Long-term planning was at the forefront of the panel discussion at the GLF event in Warsaw. A “landscapes approach,” which takes a holistic, integrated attitude toward improved land management, could help establish sustainable development strategies to help in the effort to adapt to and mitigate climate change, panelists proposed.
“People do not live in separate land-use sectors; they live holistically, as part of the fabric of their surroundings — or landscape,” said Terry Sunderland, a principal scientist with the Center for International Forestry Research (CIFOR) who co-authored “Ten principles for a landscape approach to reconciling agriculture, conservation, and other competing land uses.”
The 10-point “code of practice” for managing landscapes is intended to serve as a loose framework to help policymakers, non-governmental organizations (NGOs), and conservation and development practitioners to develop and improve land-use planning policies.

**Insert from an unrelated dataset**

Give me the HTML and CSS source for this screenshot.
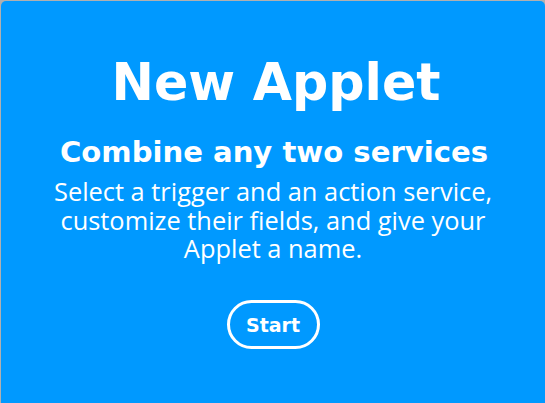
FILE: index.html
```html
<!DOCTYPE html>
<html lang="en">
<head>
<meta charset="utf-8">
<title>New Applet</title>
<link rel="stylesheet" href="styles.css">
</head>
<body>
<main class="card">
  <h1 class="title">New Applet</h1>
  <h2 class="subtitle">Combine any two services</h2>
  <p class="desc"><span class="line">Select a trigger and an action service,</span><span class="line">customize their fields, and give your</span><span class="line">Applet a name.</span></p>
  <button class="start" type="button">Start</button>
</main>
</body>
</html>
```
FILE: styles.css
```css
html, body {
  margin: 0;
  padding: 0;
  background: #b0b0b0;
  overflow: hidden;
}
body {
  padding: 1px 0 0 1px;
}
.card {
  box-sizing: border-box;
  width: 544px;
  height: 402px;
  background: #0099ff;
  border-radius: 5px 5px 0 0;
  color: #fff;
  display: flex;
  flex-direction: column;
  align-items: center;
  text-align: center;
  padding-top: 52px;
}
.title {
  margin: 0 0 0 6px;
  font-family: "DejaVu Sans", sans-serif;
  font-size: 50.7px;
  font-weight: 700;
  line-height: 60px;
  white-space: nowrap;
}
.subtitle {
  margin: 22px 0 0 2px;
  font-family: "DejaVu Sans", sans-serif;
  font-size: 29.1px;
  font-weight: 700;
  line-height: 34px;
  white-space: nowrap;
}
.desc {
  margin: 8px 0 0;
  display: flex;
  flex-direction: column;
  align-items: center;
  font-family: "Open Sans", sans-serif;
  font-size: 25.4px;
  font-weight: 400;
  white-space: nowrap;
}
.line {
  display: block;
  line-height: 28.5px;
}
.start {
  margin-top: 37.5px;
  width: 93px;
  height: 49px;
  border: 3px solid #fff;
  border-radius: 25px;
  background: transparent;
  color: #fff;
  font-family: "DejaVu Sans", sans-serif;
  font-size: 19px;
  font-weight: 700;
  padding: 0;
}
```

“It’s important to consider all related components of how a landscape will look, for whom it needs to work and how it needs to function to ensure sustainability,” Sunderland said.
This includes cooperation at multiple levels. “We need to discuss climate change at a very local level as well as the national level,” added Zougmoré. To that end, he said, CCAFS is working with a “climate-smart” village concept, which involves researchers, public extentionists, NGOs and farmers, so that risks faced by stakeholders — especially farmers — can be considered in plans for land management.
“At the regional level it’s vitally important to consider the key challenges for policy decision making as well as policy planning.”
CHALLENGES REMAIN
The difficulty with the landscapes approach is that there is no map that can show how the world is divided into landscapes, said Timothy Thomas, research fellow of environment and production technology with IFPRI.
Moreover, a landscapes approach cannot account for future unknowns. A key component of planning for the future involves creating land-use models to try to predict where best to plant crops and to try to determine which ones will be most productive, Thomas said.
“If somebody is cultivating a crop now, and can’t in the future, that’s bad, but maybe you can switch to a new crop — maybe technology will develop a resistant crop,” he said. “If I were going to be a policymaker in 2050, I would look at options to see whether species varieties can be developed that will do well in droughts and in floods, and that are resilient.”